— Begin —

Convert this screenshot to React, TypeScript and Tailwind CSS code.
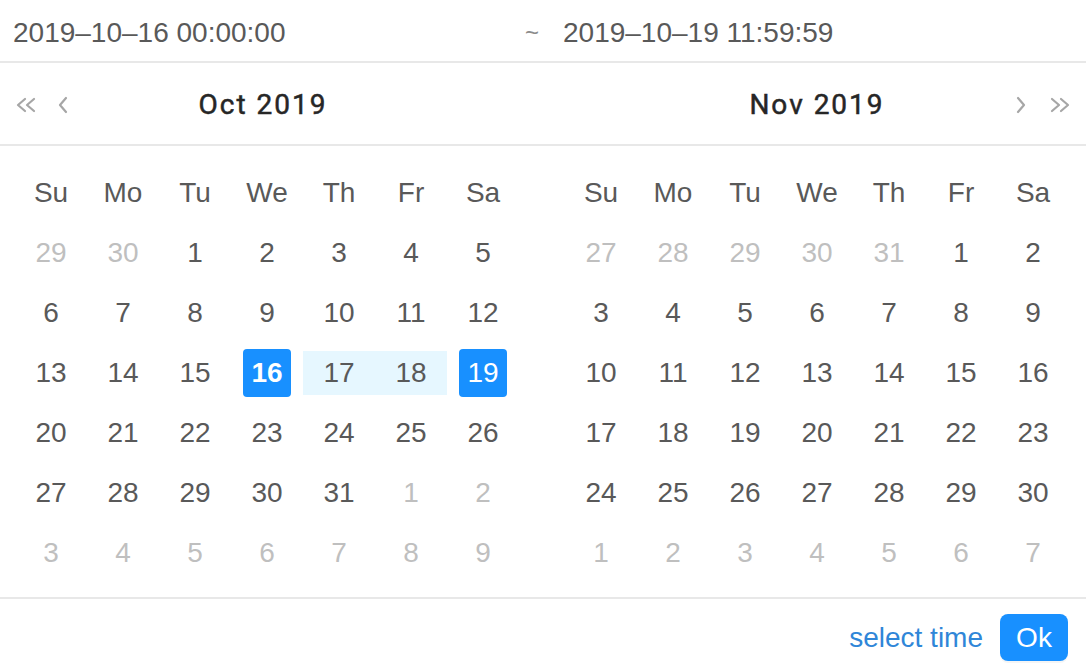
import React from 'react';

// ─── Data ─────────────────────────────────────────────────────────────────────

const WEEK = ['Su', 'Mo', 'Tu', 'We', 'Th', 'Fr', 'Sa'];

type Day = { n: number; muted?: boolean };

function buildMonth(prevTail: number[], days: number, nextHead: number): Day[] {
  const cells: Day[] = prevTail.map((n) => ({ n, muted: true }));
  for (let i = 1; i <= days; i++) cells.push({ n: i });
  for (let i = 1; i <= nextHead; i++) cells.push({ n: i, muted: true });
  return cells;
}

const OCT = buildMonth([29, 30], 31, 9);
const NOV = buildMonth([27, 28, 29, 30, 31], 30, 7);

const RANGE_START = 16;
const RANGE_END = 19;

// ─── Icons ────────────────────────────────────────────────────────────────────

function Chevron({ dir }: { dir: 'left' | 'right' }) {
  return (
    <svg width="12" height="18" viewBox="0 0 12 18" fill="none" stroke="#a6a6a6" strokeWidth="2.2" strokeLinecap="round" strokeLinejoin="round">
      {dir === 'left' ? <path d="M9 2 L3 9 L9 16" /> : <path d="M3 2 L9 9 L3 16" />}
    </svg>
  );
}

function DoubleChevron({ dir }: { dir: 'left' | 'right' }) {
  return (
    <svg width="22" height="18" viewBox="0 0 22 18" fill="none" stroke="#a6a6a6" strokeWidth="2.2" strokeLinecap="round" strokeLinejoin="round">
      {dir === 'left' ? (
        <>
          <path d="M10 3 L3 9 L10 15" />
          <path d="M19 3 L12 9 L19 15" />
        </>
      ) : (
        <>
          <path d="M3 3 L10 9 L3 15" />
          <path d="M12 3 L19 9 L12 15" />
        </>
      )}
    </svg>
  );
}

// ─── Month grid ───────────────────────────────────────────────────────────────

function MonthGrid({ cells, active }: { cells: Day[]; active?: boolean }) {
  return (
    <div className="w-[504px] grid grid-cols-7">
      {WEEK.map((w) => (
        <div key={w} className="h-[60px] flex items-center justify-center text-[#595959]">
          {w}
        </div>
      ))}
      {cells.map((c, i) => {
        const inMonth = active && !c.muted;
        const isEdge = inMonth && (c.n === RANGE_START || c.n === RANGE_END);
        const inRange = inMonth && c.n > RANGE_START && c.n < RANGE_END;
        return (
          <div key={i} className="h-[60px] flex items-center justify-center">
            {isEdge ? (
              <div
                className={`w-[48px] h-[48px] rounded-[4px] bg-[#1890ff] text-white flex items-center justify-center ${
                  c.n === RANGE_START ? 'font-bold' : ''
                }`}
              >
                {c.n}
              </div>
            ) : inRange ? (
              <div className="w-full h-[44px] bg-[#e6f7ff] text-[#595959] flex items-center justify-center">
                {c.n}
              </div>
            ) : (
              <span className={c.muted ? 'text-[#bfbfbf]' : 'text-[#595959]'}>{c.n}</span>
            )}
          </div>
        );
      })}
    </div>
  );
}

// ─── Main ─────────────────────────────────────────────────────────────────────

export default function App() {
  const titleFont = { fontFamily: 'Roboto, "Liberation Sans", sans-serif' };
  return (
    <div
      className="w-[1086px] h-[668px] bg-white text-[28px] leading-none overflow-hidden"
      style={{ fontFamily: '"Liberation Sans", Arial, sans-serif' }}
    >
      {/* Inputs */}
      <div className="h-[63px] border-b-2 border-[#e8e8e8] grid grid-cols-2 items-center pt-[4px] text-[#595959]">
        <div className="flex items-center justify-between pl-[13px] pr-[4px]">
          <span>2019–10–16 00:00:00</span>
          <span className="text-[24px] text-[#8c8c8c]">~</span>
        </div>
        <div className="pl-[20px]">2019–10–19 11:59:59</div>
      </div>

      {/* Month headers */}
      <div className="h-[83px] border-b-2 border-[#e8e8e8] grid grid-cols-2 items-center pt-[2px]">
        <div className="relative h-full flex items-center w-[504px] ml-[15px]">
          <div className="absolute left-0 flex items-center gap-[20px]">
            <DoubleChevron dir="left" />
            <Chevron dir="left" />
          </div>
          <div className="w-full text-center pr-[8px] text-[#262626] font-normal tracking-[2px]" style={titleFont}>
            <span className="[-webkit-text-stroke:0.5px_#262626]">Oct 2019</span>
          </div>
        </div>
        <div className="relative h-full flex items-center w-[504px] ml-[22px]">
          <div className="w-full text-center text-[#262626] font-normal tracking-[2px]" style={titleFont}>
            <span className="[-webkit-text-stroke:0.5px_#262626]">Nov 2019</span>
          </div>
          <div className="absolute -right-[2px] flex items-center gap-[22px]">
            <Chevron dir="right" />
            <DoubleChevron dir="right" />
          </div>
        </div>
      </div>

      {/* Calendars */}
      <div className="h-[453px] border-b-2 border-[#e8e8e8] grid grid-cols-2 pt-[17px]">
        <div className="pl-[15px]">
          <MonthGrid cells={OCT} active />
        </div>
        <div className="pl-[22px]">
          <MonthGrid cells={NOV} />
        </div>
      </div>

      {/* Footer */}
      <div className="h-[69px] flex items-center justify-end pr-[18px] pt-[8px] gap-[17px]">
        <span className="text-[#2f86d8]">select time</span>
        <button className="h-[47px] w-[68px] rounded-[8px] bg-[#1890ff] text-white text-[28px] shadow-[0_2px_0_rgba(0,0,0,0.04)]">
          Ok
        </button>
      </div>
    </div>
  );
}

— End —

--- Set exercise ---
Only the lines from the top of the data through the line with "number; muted?: boolean" should be quoted, exactly and with both ends kept; skip the pictures.

--- Solution for this problem ---
Convert this screenshot to React, TypeScript and Tailwind CSS code.
import React from 'react';

// ─── Data ─────────────────────────────────────────────────────────────────────

const WEEK = ['Su', 'Mo', 'Tu', 'We', 'Th', 'Fr', 'Sa'];

type Day = { n: number; muted?: boolean };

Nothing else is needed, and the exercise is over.